• WHAT NEEDS TO BE DONE: Repeat, exactly and only, the lines from the beginning of the data through the line with "string; w: string". Pictures are left out.
--- RECORDED INFORMATION ---
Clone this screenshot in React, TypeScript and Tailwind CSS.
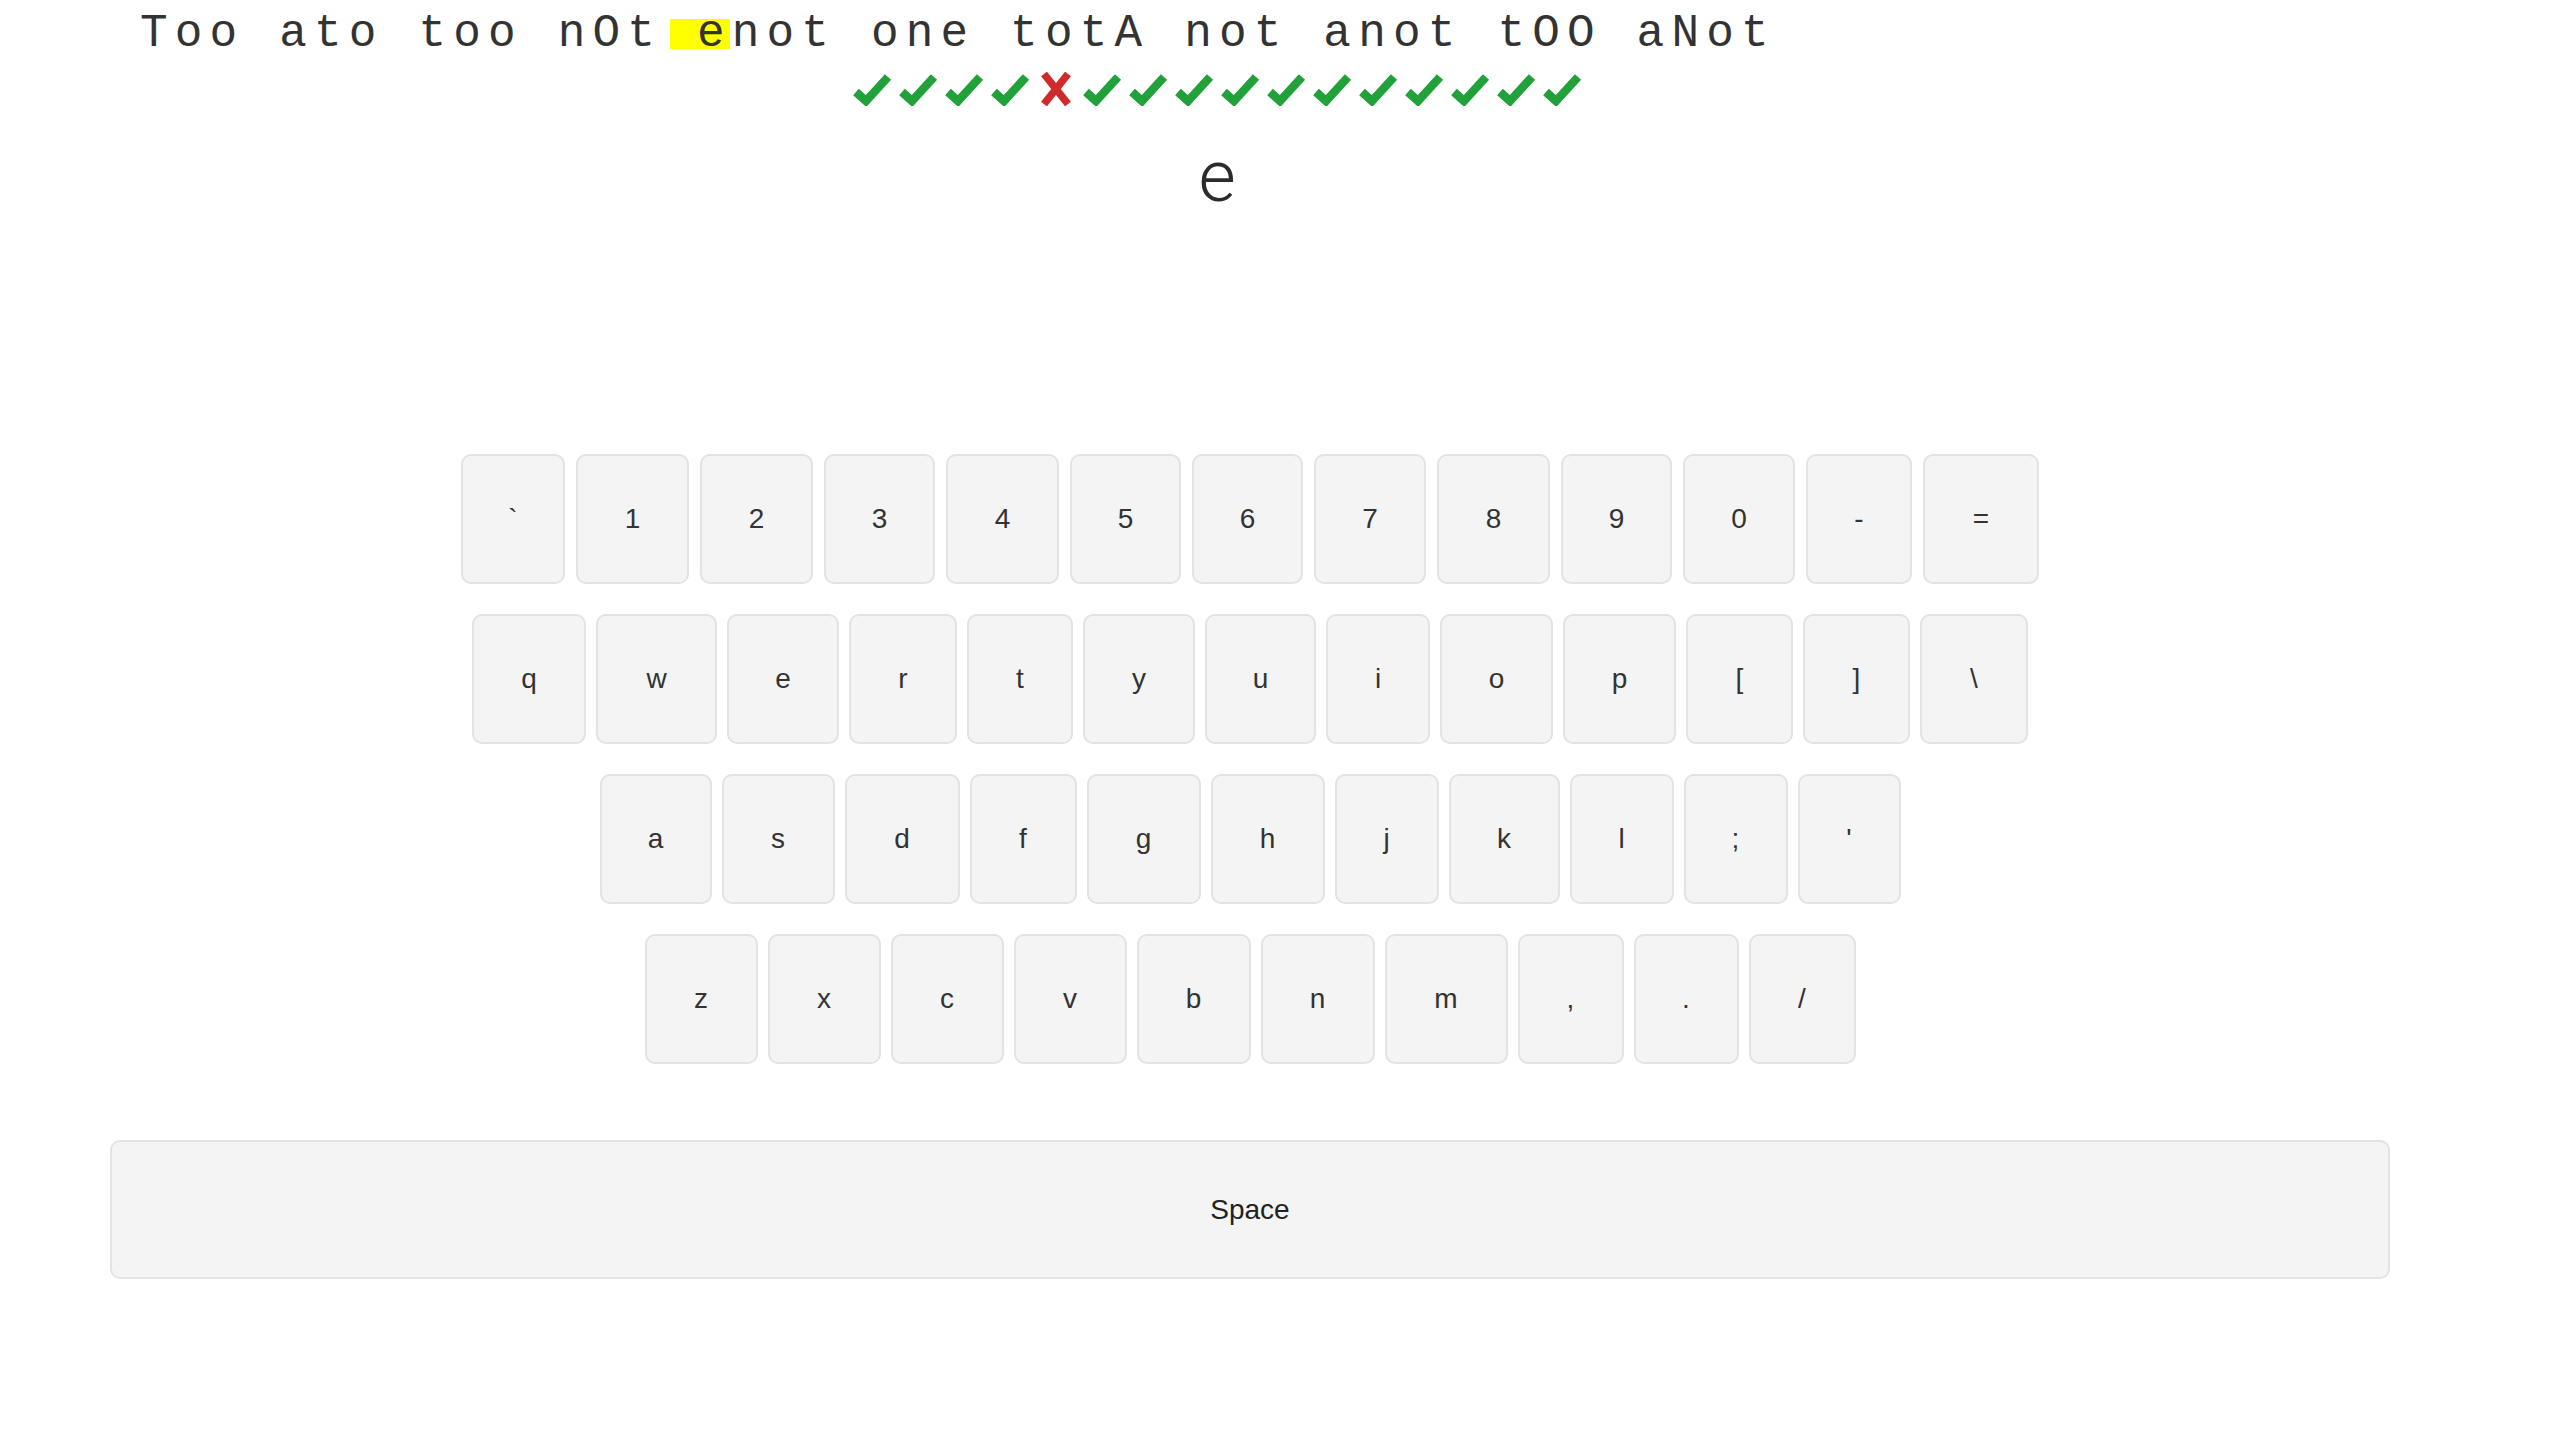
import * as React from "react";

type KeyDef = { label: string; w: string };

// widths measured per key, rows centred on the keyboard axis
const rows: { gap: string; keys: KeyDef[] }[] = [
  {
    gap: "gap-[11px]",
    keys: [
      { label: "`", w: "w-[104px]" },
      { label: "1", w: "w-[113px]" },
      { label: "2", w: "w-[113px]" },
      { label: "3", w: "w-[111px]" },
      { label: "4", w: "w-[113px]" },
      { label: "5", w: "w-[111px]" },
      { label: "6", w: "w-[111px]" },
      { label: "7", w: "w-[112px]" },
      { label: "8", w: "w-[113px]" },
      { label: "9", w: "w-[111px]" },
      { label: "0", w: "w-[112px]" },
      { label: "-", w: "w-[106px]" },
      { label: "=", w: "w-[116px]" },
    ],
  },
  {
    gap: "gap-[10px]",
    keys: [
      { label: "q", w: "w-[114px]" },
      { label: "w", w: "w-[121px]" },
      { label: "e", w: "w-[112px]" },
      { label: "r", w: "w-[108px]" },
      { label: "t", w: "w-[106px]" },
      { label: "y", w: "w-[112px]" },
      { label: "u", w: "w-[111px]" },
      { label: "i", w: "w-[104px]" },
      { label: "o", w: "w-[113px]" },
      { label: "p", w: "w-[113px]" },
      { label: "[", w: "w-[107px]" },
      { label: "]", w: "w-[107px]" },
      { label: "\\", w: "w-[108px]" },
    ],
  },
  {
    gap: "gap-[10px]",
    keys: [
      { label: "a", w: "w-[112px]" },
      { label: "s", w: "w-[113px]" },
      { label: "d", w: "w-[115px]" },
      { label: "f", w: "w-[107px]" },
      { label: "g", w: "w-[114px]" },
      { label: "h", w: "w-[114px]" },
      { label: "j", w: "w-[104px]" },
      { label: "k", w: "w-[111px]" },
      { label: "l", w: "w-[104px]" },
      { label: ";", w: "w-[104px]" },
      { label: "'", w: "w-[103px]" },
    ],
  },
  {
    gap: "gap-[10px]",
    keys: [
      { label: "z", w: "w-[113px]" },
      { label: "x", w: "w-[113px]" },
      { label: "c", w: "w-[113px]" },
      { label: "v", w: "w-[113px]" },
      { label: "b", w: "w-[114px]" },
      { label: "n", w: "w-[114px]" },
      { label: "m", w: "w-[123px]" },
      { label: ",", w: "w-[106px]" },
      { label: ".", w: "w-[105px]" },
      { label: "/", w: "w-[107px]" },
    ],
  },
];

// one entry per typed word: true = correct
const results = [true, true, true, true, false, true, true, true, true, true, true, true, true, true, true, true];

const Check = () => (
  <svg width="40" height="34" viewBox="0 0 40 34" className="block">
    <polyline points="4,20 14,29 36,5" fill="none" stroke="#21a13a" strokeWidth="8.5" strokeLinejoin="miter" />
  </svg>
);

const Cross = () => (
  <svg width="40" height="34" viewBox="0 0 40 34" className="block">
    <g stroke="#d12a2a" strokeWidth="7.5" strokeLinecap="butt">
      <line x1="8" y1="2" x2="32" y2="32" />
      <line x1="32" y1="2" x2="8" y2="32" />
    </g>
  </svg>
);

const Key = ({ label, w }: KeyDef) => (
  <div
    className={`${w} h-[130px] shrink-0 flex items-center justify-center rounded-[10px] border-2 border-[#e3e3e3] bg-[#f4f4f4] text-[28px] text-[#333] font-['Liberation_Sans',Arial,sans-serif]`}
  >
    {label}
  </div>
);

export default function App() {
  return (
    <div className="w-[2560px] min-h-[1451px] bg-white">
      <div className="w-[2434px]">
        <div className="pl-[140px] leading-[68px] h-[68px] text-[46px] tracking-[7.2px] text-[#333] whitespace-pre font-['Liberation_Mono','Courier_New',monospace]">
          <span>Too ato too nOt</span>
          <span className="inline-block leading-[30px] bg-[linear-gradient(to_right,transparent_8px,#ffff00_8px,#ffff00_68px,transparent_68px)]"> e</span>
          <span>not one totA not anot tOO aNot</span>
        </div>
        <div className="mt-[4px] flex justify-center gap-[6px]">
          {results.map((ok, i) => (ok ? <Check key={i} /> : <Cross key={i} />))}
        </div>
        <div className="mt-[35px] h-[72px] leading-[72px] text-center text-[72px] font-light text-[#2b2b2b] font-['Roboto','Open_Sans',sans-serif]">
          e
        </div>
      </div>

      <div className="w-[2500px] mt-[241px] flex flex-col items-center gap-[30px]">
        {rows.map((row, r) => (
          <div key={r} className={`flex ${row.gap}`}>
            {row.keys.map((k) => (
              <Key key={k.label} {...k} />
            ))}
          </div>
        ))}
      </div>

      <div className="w-[2500px] mt-[76px] flex justify-center">
        <div className="w-[2280px] h-[139px] flex items-center justify-center rounded-[10px] border-2 border-[#e3e3e3] bg-[#f4f4f4] text-[28px] text-[#222] font-['Liberation_Sans',Arial,sans-serif]">
          Space
        </div>
      </div>
    </div>
  );
}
---
• ANSWER FOR THIS EXERCISE:
Clone this screenshot in React, TypeScript and Tailwind CSS.
import * as React from "react";

type KeyDef = { label: string; w: string };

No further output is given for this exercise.